MAIN IDEA:
This book explores human memory, how it forms, what parts of the brain are involved, and how much memory formation depends on the individual’s emotional condition. It also looks at the interconnection between memories and an individual’s personality. The author presented a very brief description of the content before each of the two parts:
PART 1: Memory is the medium through which we filter present experience and create a sense of time, place and person. Through my own experiences as a clinician and scientist and through the experiences of my patients, we will see how neural pathways carry sensations from the outside world to become representations in the brain, and the role that emotions play as an intrinsic part of the memory process. We then dive into the brain’s memory factory of the hippocampus, the emotional fire-spark of the amygdala and the rag and bone shop of the insula to understand the inner workings of the brain. Finally, I will explore why we fail to even register some things, while vividly remembering others.

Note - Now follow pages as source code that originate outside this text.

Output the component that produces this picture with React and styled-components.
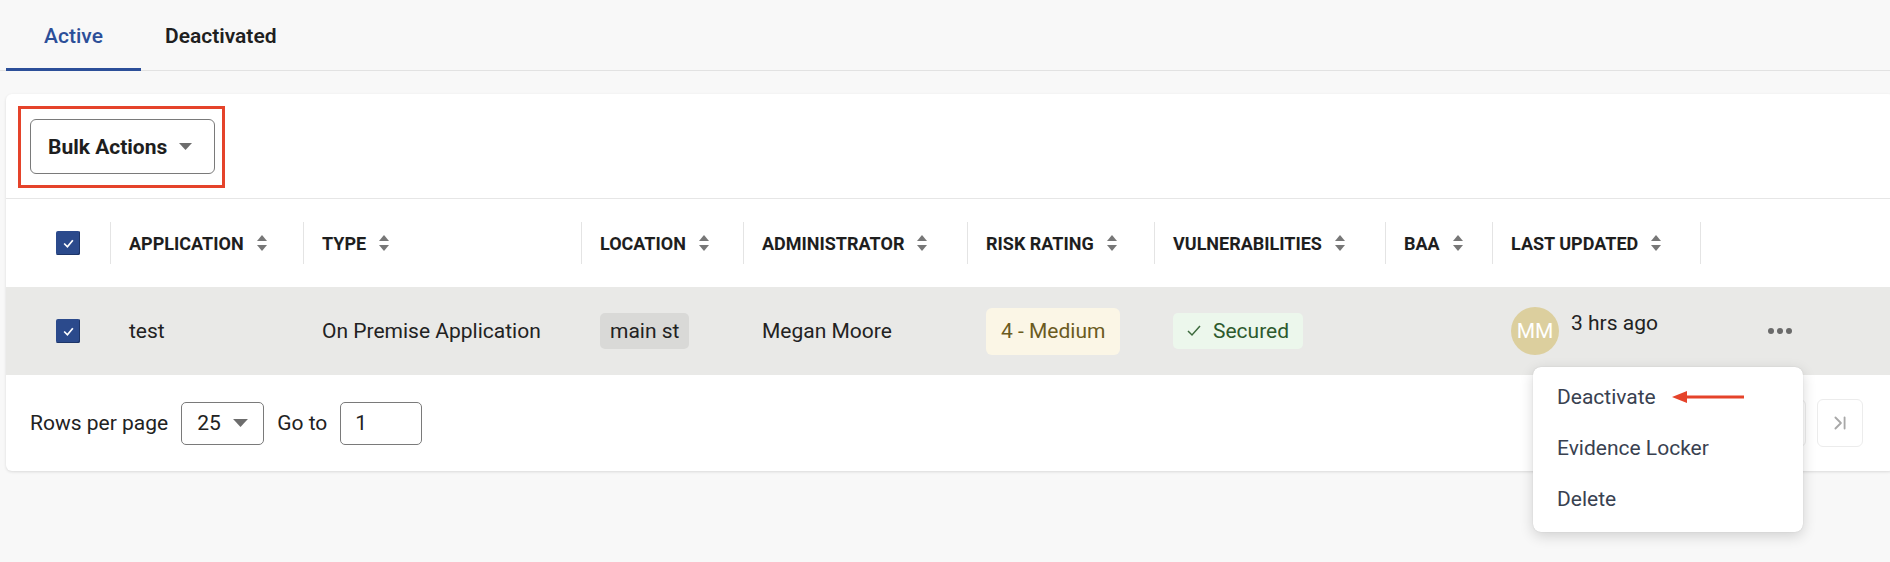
import styled, { createGlobalStyle } from "styled-components";
import { ChevronFirst, ChevronLeft, ChevronRight, ChevronLast } from "lucide-react";

const GlobalStyle = createGlobalStyle`
  body {
    margin: 0;
    background: #f8f8f8;
    font-family: Roboto, "Liberation Sans", Arial, sans-serif;
    overflow: hidden;
  }
  * { box-sizing: border-box; }
`;

const Page = styled.div`
  padding-left: 6px;
  width: 1890px;
  height: 562px;
`;

const TabBar = styled.div`
  display: flex;
  height: 71px;
  border-bottom: 1px solid #e2e2e2;
  margin-left: -6px;
  padding-left: 6px;
`;

const Tab = styled.div`
  height: 71px;
  min-width: 135px;
  padding: 3px 24px 0;
  margin-bottom: -1px;
  display: flex;
  align-items: center;
  justify-content: center;
  font-size: 21px;
  font-weight: ${(p) => (p.$active ? 500 : 600)};
  color: ${(p) => (p.$active ? "#2c4f99" : "#1f1f1f")};
  border-bottom: 3px solid ${(p) => (p.$active ? "#2c4f99" : "transparent")};
`;

const Card = styled.div`
  margin-top: 23px;
  width: calc(100% + 4px);
  background: #fff;
  border-radius: 6px;
  box-shadow: 0 1px 3px rgba(0, 0, 0, 0.12);
`;

const Toolbar = styled.div`
  padding: 12px 12px 10px;
  border-bottom: 1px solid #e6e6e6;
  height: 105px;
`;

const HighlightFrame = styled.div`
  display: inline-flex;
  border: 3px solid #e5432a;
  padding: 10px 7px 11px 9px;
`;

const BulkButton = styled.button`
  width: 185px;
  height: 55px;
  display: flex;
  align-items: center;
  gap: 12px;
  padding: 0 0 0 17px;
  background: #fff;
  border: 1px solid #7a7a7a;
  border-radius: 6px;
  font-family: inherit;
  font-size: 21px;
  font-weight: 700;
  color: #1e1e1e;
`;

const Caret = ({ w = 13, h = 7 }) => (
  <svg width={w} height={h} viewBox="0 0 13 7">
    <polygon points="0,0 13,0 6.5,7" fill="#6d6d6d" />
  </svg>
);

const COLS = "105px 193px 278px 162px 224px 187px 231px 107px 208px 1fr";

const Row = styled.div`
  display: grid;
  grid-template-columns: ${COLS};
  height: 88px;
  align-items: center;
  background: ${(p) => (p.$shaded ? "#e9e9e7" : "transparent")};
`;

const HeadCell = styled.div`
  display: flex;
  align-items: center;
  gap: 13px;
  height: 42px;
  padding-left: ${(p) => (p.$check ? "50px" : "18px")};
  border-right: 1px solid #e4e4e4;
  font-size: 18px;
  font-weight: 700;
  color: #1e1e1e;
  text-transform: uppercase;
`;

const Cell = styled.div`
  display: flex;
  align-items: center;
  padding-left: ${(p) => (p.$check ? "50px" : "18px")};
  font-size: 21px;
  color: #222;
  position: relative;
  height: 100%;
`;

const CheckBox = styled.div`
  width: 24px;
  height: 24px;
  border-radius: 2px;
  background: #2b4a8c;
  box-shadow: inset -1px -1px 0 #1d3568;
  display: flex;
  align-items: center;
  justify-content: center;
`;

const Check = () => (
  <CheckBox>
    <svg width="13" height="11" viewBox="0 0 12 10">
      <polyline points="2,5 5,8 10,2" fill="none" stroke="#fff" strokeWidth="1.6" />
    </svg>
  </CheckBox>
);

const SortIcon = () => (
  <svg width="10" height="18" viewBox="0 0 10 18">
    <polygon points="0,7 5,1 10,7" fill="#777" />
    <polygon points="0,11 5,17 10,11" fill="#777" />
  </svg>
);

const Chip = styled.span`
  display: inline-flex;
  align-items: center;
  gap: 12px;
  height: ${(p) => p.$h || 36}px;
  padding: 0 ${(p) => p.$px || 12}px;
  border-radius: ${(p) => p.$r || 5}px;
  background: ${(p) => p.$bg};
  color: ${(p) => p.$fg};
  font-size: 21px;
`;

const UpdatedWrap = styled.div`
  display: flex;
  align-items: flex-start;
  gap: 12px;
`;

const Avatar = styled.div`
  width: 48px;
  height: 48px;
  border-radius: 50%;
  background: #dccf9e;
  color: #fff;
  font-size: 21px;
  display: flex;
  align-items: center;
  justify-content: center;
`;

const UpdatedText = styled.span`
  margin-top: 4px;
  line-height: 24px;
`;

const Dots = styled.div`
  display: flex;
  gap: 3px;
  padding-left: 49px;
  span {
    width: 6px;
    height: 6px;
    border-radius: 50%;
    background: #6a6a6a;
  }
`;

const Menu = styled.div`
  position: absolute;
  top: 80px;
  left: -168px;
  width: 270px;
  padding: 4px 0 8px;
  background: #fff;
  border-radius: 8px;
  box-shadow: 0 4px 14px rgba(0, 0, 0, 0.16), 0 0 1px rgba(0, 0, 0, 0.2);
  z-index: 10;
`;

const MenuItem = styled.div`
  height: 51px;
  display: flex;
  align-items: center;
  padding-left: 24px;
  font-size: 21px;
  color: #394150;
`;

const Arrow = () => (
  <svg width="72" height="14" viewBox="0 0 72 14" style={{ marginLeft: 16 }}>
    <line x1="12" y1="7" x2="72" y2="7" stroke="#e5432a" strokeWidth="3" />
    <polygon points="0,7 15,1 15,13" fill="#e5432a" />
  </svg>
);

const Footer = styled.div`
  height: 96px;
  display: flex;
  align-items: center;
  gap: 13px;
  padding: 0 31px 0 24px;
  font-size: 21px;
  color: #222;
`;

const SelectBox = styled.div`
  width: 83px;
  height: 43px;
  border: 1px solid #7a7a7a;
  border-radius: 5px;
  display: flex;
  align-items: center;
  gap: 12px;
  padding-left: 15px;
`;

const InputBox = styled.div`
  width: 82px;
  height: 43px;
  border: 1px solid #7a7a7a;
  border-radius: 5px;
  display: flex;
  align-items: center;
  padding-left: 14px;
`;

const Pager = styled.div`
  margin-left: auto;
  display: flex;
  gap: 11px;
`;

const PageButton = styled.div`
  width: 46px;
  height: 48px;
  border: 1px solid #ececec;
  border-radius: 6px;
  display: flex;
  align-items: center;
  justify-content: center;
  color: #a8a8a8;
`;

const columns = [
  "Application",
  "Type",
  "Location",
  "Administrator",
  "Risk Rating",
  "Vulnerabilities",
  "BAA",
  "Last Updated",
];

export default function App() {
  return (
    <Page>
      <GlobalStyle />
      <TabBar>
        <Tab $active>Active</Tab>
        <Tab>Deactivated</Tab>
      </TabBar>
      <Card>
        <Toolbar>
          <HighlightFrame>
            <BulkButton>
              Bulk Actions
              <Caret />
            </BulkButton>
          </HighlightFrame>
        </Toolbar>

        <Row>
          <HeadCell $check>
            <Check />
          </HeadCell>
          {columns.map((c) => (
            <HeadCell key={c}>
              {c}
              <SortIcon />
            </HeadCell>
          ))}
          <div />
        </Row>

        <Row $shaded>
          <Cell $check>
            <Check />
          </Cell>
          <Cell>test</Cell>
          <Cell>On Premise Application</Cell>
          <Cell>
            <Chip $bg="#d9d9d7" $fg="#222" $px={10}>main st</Chip>
          </Cell>
          <Cell>Megan Moore</Cell>
          <Cell>
            <Chip $bg="#fbf6e6" $fg="#6b5b1f" $h={47} $px={15} $r={6}>
              4 - Medium
            </Chip>
          </Cell>
          <Cell>
            <Chip $bg="#ecf7ec" $fg="#2d5a2d" $px={14}>
              <svg width="14" height="12" viewBox="0 0 14 12">
                <polyline points="1,6 5,10 13,1" fill="none" stroke="#3d6a3d" strokeWidth="1.5" />
              </svg>
              Secured
            </Chip>
          </Cell>
          <Cell />
          <Cell>
            <UpdatedWrap>
              <Avatar>MM</Avatar>
              <UpdatedText>3 hrs ago</UpdatedText>
            </UpdatedWrap>
          </Cell>
          <Cell>
            <Dots>
              <span />
              <span />
              <span />
            </Dots>
            <Menu>
              <MenuItem>
                Deactivate
                <Arrow />
              </MenuItem>
              <MenuItem>Evidence Locker</MenuItem>
              <MenuItem>Delete</MenuItem>
            </Menu>
          </Cell>
        </Row>

        <Footer>
          Rows per page
          <SelectBox>
            25
            <Caret w={15} h={8} />
          </SelectBox>
          Go to
          <InputBox>1</InputBox>
          <Pager>
            <PageButton>
              <ChevronFirst size={22} />
            </PageButton>
            <PageButton>
              <ChevronLeft size={22} />
            </PageButton>
            <PageButton>
              <ChevronRight size={22} />
            </PageButton>
            <PageButton>
              <ChevronLast size={22} />
            </PageButton>
          </Pager>
        </Footer>
      </Card>
    </Page>
  );
}
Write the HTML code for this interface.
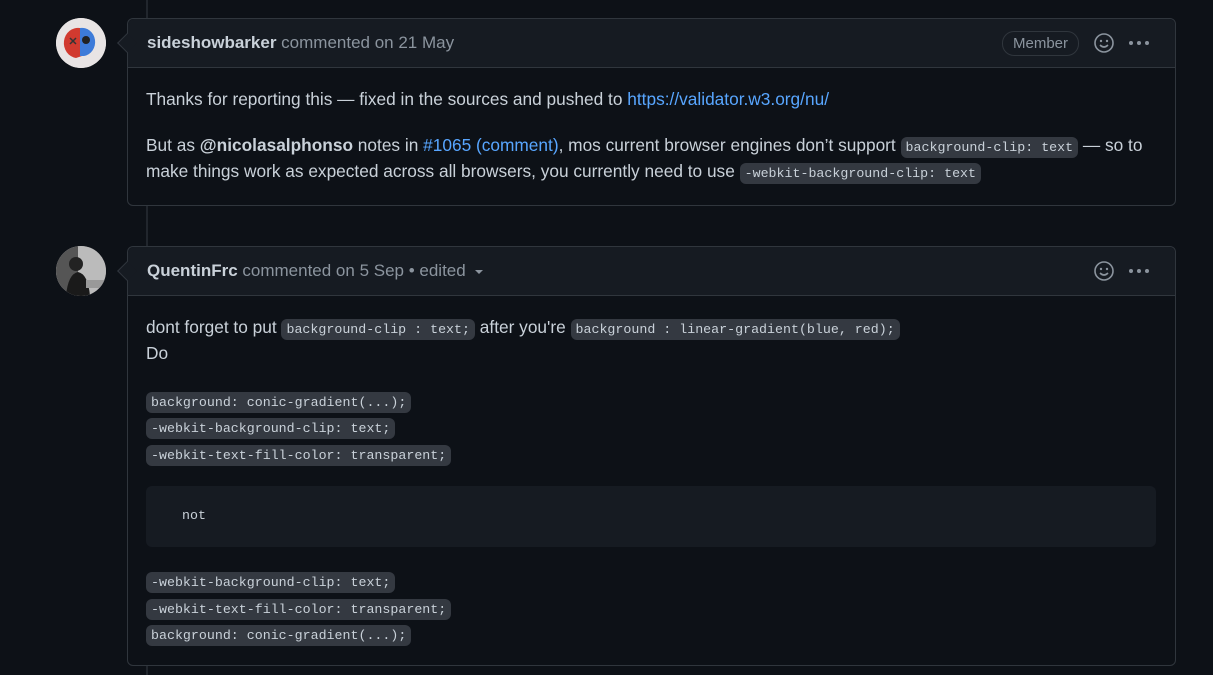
<!DOCTYPE html>
<html><head><meta charset="utf-8"><style>
*{box-sizing:border-box;margin:0;padding:0}
body{width:1213px;height:672px;background:#0d1117;position:relative;overflow:hidden;font-family:"Liberation Sans",sans-serif;color:#c9d1d9;font-size:17.3px}
.line{position:absolute;left:146px;width:2px;background:#21262d}
.box{position:absolute;left:127px;width:1049px;border:1px solid #30363d;border-radius:6px;background:#0d1117}
.hd{height:49px;background:#161b22;border-bottom:1px solid #30363d;border-radius:6px 6px 0 0;position:relative;padding-left:19px;line-height:48px;color:#8b949e;font-size:17px}
.hd b{color:#c9d1d9}
.arrow{position:absolute;left:-8px;top:17px;width:14px;height:14px;background:#161b22;border-left:1px solid #30363d;border-bottom:1px solid #30363d;transform:rotate(45deg)}
.av{position:absolute;left:56px;width:50px;height:50px;border-radius:50%;overflow:hidden}
.t{position:absolute;left:146px;white-space:nowrap}
a{color:#58a6ff;text-decoration:none}
code{font-family:"Liberation Mono",monospace;font-size:13.3px;background:#343941;border-radius:6px;padding:3px 5px;color:#c9d1d9}
.icons{position:absolute;right:26px;top:0;height:48px;display:flex;align-items:center;gap:14px}
.badge{border:1px solid #30363d;border-radius:12px;padding:0 10px;height:25px;line-height:24px;font-size:15px;color:#8b949e;margin-right:0}
.dots{display:flex;gap:4px}.dots i{width:4px;height:4px;border-radius:50%;background:#8b949e;display:block}
</style></head><body>
<div class="line" style="top:0;height:18px"></div>
<div class="line" style="top:205px;height:41px"></div>
<div class="line" style="top:665px;height:10px"></div>

<div class="av" style="top:18px;background:#eee">
<svg width="50" height="50"><circle cx="25" cy="25" r="25" fill="#e8e4e4"/><path d="M24 10 A14 15 0 0 0 20 40 L26 38 Z" fill="#d13a2f"/><path d="M24 10 A13 14 0 0 1 28 38 L24 38 Z" fill="#3d7bd9"/><circle cx="30" cy="22" r="4" fill="#222"/><path d="M14 20 l6 6 M20 20 l-6 6" stroke="#333" stroke-width="1.5"/></svg></div>
<div class="box" style="top:18px;height:188px">
<div class="hd"><div class="arrow"></div><b>sideshowbarker</b> commented on 21 May
<div class="icons"><span class="badge">Member</span>
<svg width="22" height="22" viewBox="0 0 22 22"><circle cx="11" cy="11" r="9" fill="none" stroke="#8b949e" stroke-width="1.6"/><circle cx="8" cy="9" r="1.2" fill="#8b949e"/><circle cx="14" cy="9" r="1.2" fill="#8b949e"/><path d="M7 13 q4 4 8 0" fill="none" stroke="#8b949e" stroke-width="1.6"/></svg>
<span class="dots"><i></i><i></i><i></i></span></div></div>
</div>
<div class="t" style="top:89px">Thanks for reporting this — fixed in the sources and pushed to <a>https://validator.w3.org/nu/</a></div>
<div class="t" style="top:135px">But as <b>@nicolasalphonso</b> notes in <a>#1065 (comment)</a>, mos current browser engines don’t support <code>background-clip: text</code> — so to</div>
<div class="t" style="top:161px">make things work as expected across all browsers, you currently need to use <code>-webkit-background-clip: text</code></div>

<div class="av" style="top:246px;background:#888">
<svg width="50" height="50"><rect width="50" height="50" fill="#bbb"/><rect x="0" y="0" width="22" height="50" fill="#555"/><circle cx="20" cy="18" r="7" fill="#222"/><path d="M10 50 Q12 28 22 26 Q32 28 34 50Z" fill="#1a1a1a"/><rect x="30" y="34" width="20" height="8" fill="#999"/></svg></div>
<div class="box" style="top:246px;height:420px">
<div class="hd"><div class="arrow"></div><b>QuentinFrc</b> commented on 5 Sep • edited <span style="display:inline-block;border-left:4px solid transparent;border-right:4px solid transparent;border-top:4px solid #8b949e;margin-left:5px;vertical-align:middle"></span>
<div class="icons">
<svg width="22" height="22" viewBox="0 0 22 22"><circle cx="11" cy="11" r="9" fill="none" stroke="#8b949e" stroke-width="1.6"/><circle cx="8" cy="9" r="1.2" fill="#8b949e"/><circle cx="14" cy="9" r="1.2" fill="#8b949e"/><path d="M7 13 q4 4 8 0" fill="none" stroke="#8b949e" stroke-width="1.6"/></svg>
<span class="dots"><i></i><i></i><i></i></span></div></div>
</div>
<div class="t" style="top:317px">dont forget to put <code>background-clip : text;</code> after you're <code>background : linear-gradient(blue, red);</code></div>
<div class="t" style="top:343px">Do</div>
<div class="t" style="top:390px"><code>background: conic-gradient(...);</code></div>
<div class="t" style="top:416px"><code>-webkit-background-clip: text;</code></div>
<div class="t" style="top:443px"><code>-webkit-text-fill-color: transparent;</code></div>
<div style="position:absolute;left:146px;top:486px;width:1010px;height:61px;background:#161b22;border-radius:6px"></div>
<div class="t" style="top:508px;left:182px;font-family:'Liberation Mono',monospace;font-size:13.3px">not</div>
<div class="t" style="top:570px"><code>-webkit-background-clip: text;</code></div>
<div class="t" style="top:597px"><code>-webkit-text-fill-color: transparent;</code></div>
<div class="t" style="top:623px"><code>background: conic-gradient(...);</code></div>
</body></html>
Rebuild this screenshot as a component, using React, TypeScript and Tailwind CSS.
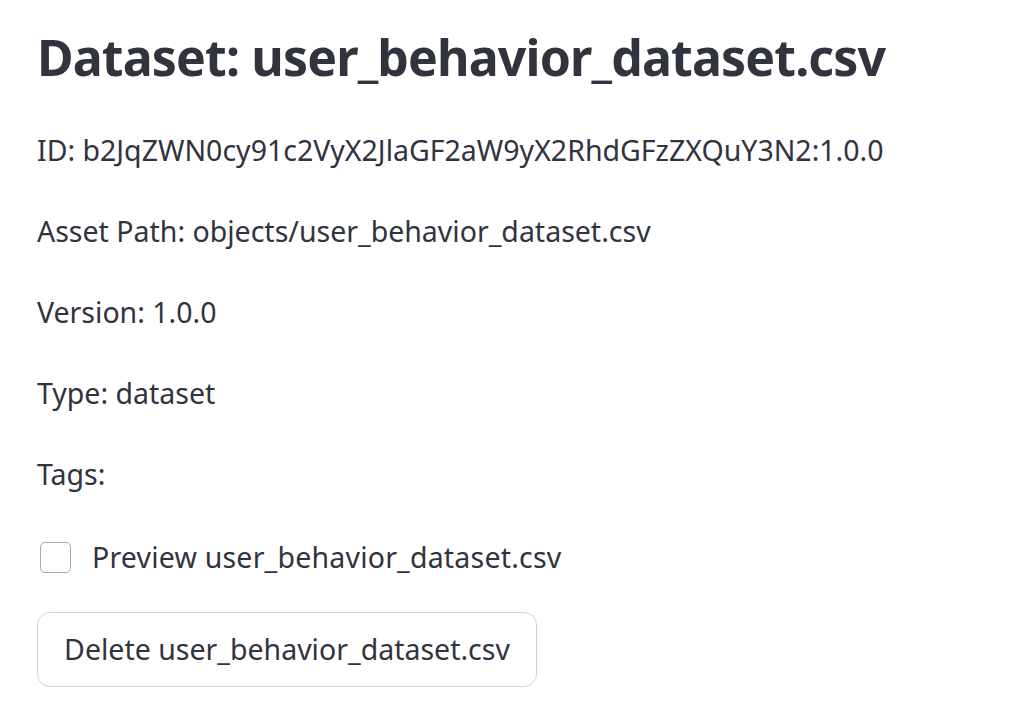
import React from "react";

export default function App() {
  const lines = [
    "ID: b2JqZWN0cy91c2VyX2JlaGF2aW9yX2RhdGFzZXQuY3N2:1.0.0",
    "Asset Path: objects/user_behavior_dataset.csv",
    "Version: 1.0.0",
    "Type: dataset",
    "Tags:",
  ];
  return (
    <div className="min-h-[714px] w-[1010px] bg-white text-[#31333f] font-['Noto_Sans',sans-serif] pl-[37px] pt-[23px]">
      <h1 className="m-0 text-[50px] leading-[68px] font-bold tracking-[-0.85px] whitespace-nowrap">
        <span>Dataset: user_behavior_dataset.csv</span>
      </h1>
      <div className="mt-[39px] flex flex-col gap-[41px]">
        {lines.map((l) => (
          <p key={l} className="m-0 h-[40px] text-[28.5px] leading-[40px] whitespace-nowrap">
            <span>{l}</span>
          </p>
        ))}
      </div>
      <label className="mt-[43px] flex h-[40px] items-center gap-[21px] pl-[3px]">
        <span className="block h-[31px] w-[31px] rounded-[5px] border-[1.5px] border-[#a3a8b8] bg-white" />
        <span className="text-[28.5px] leading-[40px] tracking-[0.2px] whitespace-nowrap">Preview user_behavior_dataset.csv</span>
      </label>
      <button className="mt-[35px] flex h-[75px] w-[500px] items-center justify-center rounded-[13px] border-[1.5px] border-[#d3d4d8] bg-white text-[28.5px] text-[#31333f]">
        <span>Delete user_behavior_dataset.csv</span>
      </button>
    </div>
  );
}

PART 2: The neural networks in our brain change from infancy to old age. Ideally suited to sensation gathering and discrimination, the infant brain develops into an organ adapted for abstract reasoning. The knowledge we imbibe and the events we experience become interwoven in the dendritic tangles of the ever-changing brain, shaping our sense of self and identity. We will explore how current experience constantly takes apart and reconstructs memory. A culture’s collective memory ensures both an ever-expanding knowledge base and a sense of a shared past. In the final chapter I sort through some of our oldest collective memories as passed down in fairy stories, as well as through my childhood steeped in folklore and the stories of my patients, who taught me that the real matter of memory is experience.
CONTENT:

MY TAKE ON IT:
I think the most important thing to understand about the human brain overall and specifically its memory function is the dynamic character of its condition. Neurons are constantly being created and destroyed, activated and disactivated, building new connections and losing the old ones. In short, the flow of time does not only relate to the external environment. It also relates to our internal environment: personality, self-understanding or sometimes self-misunderstanding, our internal image of others, and so on. In short, this dynamic character leads to a human’s dependency on self-activity and interactions with others just to maintain this human’s brain in good working condition. Probably more than any other part of the human body, the brain depends on the well-known and somewhat trivial idea:” Use it or Lose it” So, suppose one wants to keep his brain in good condition, even later in life, when external demands on one’s physical or intellectual efforts disappear. In that case, intellectual activity is an absolute necessity.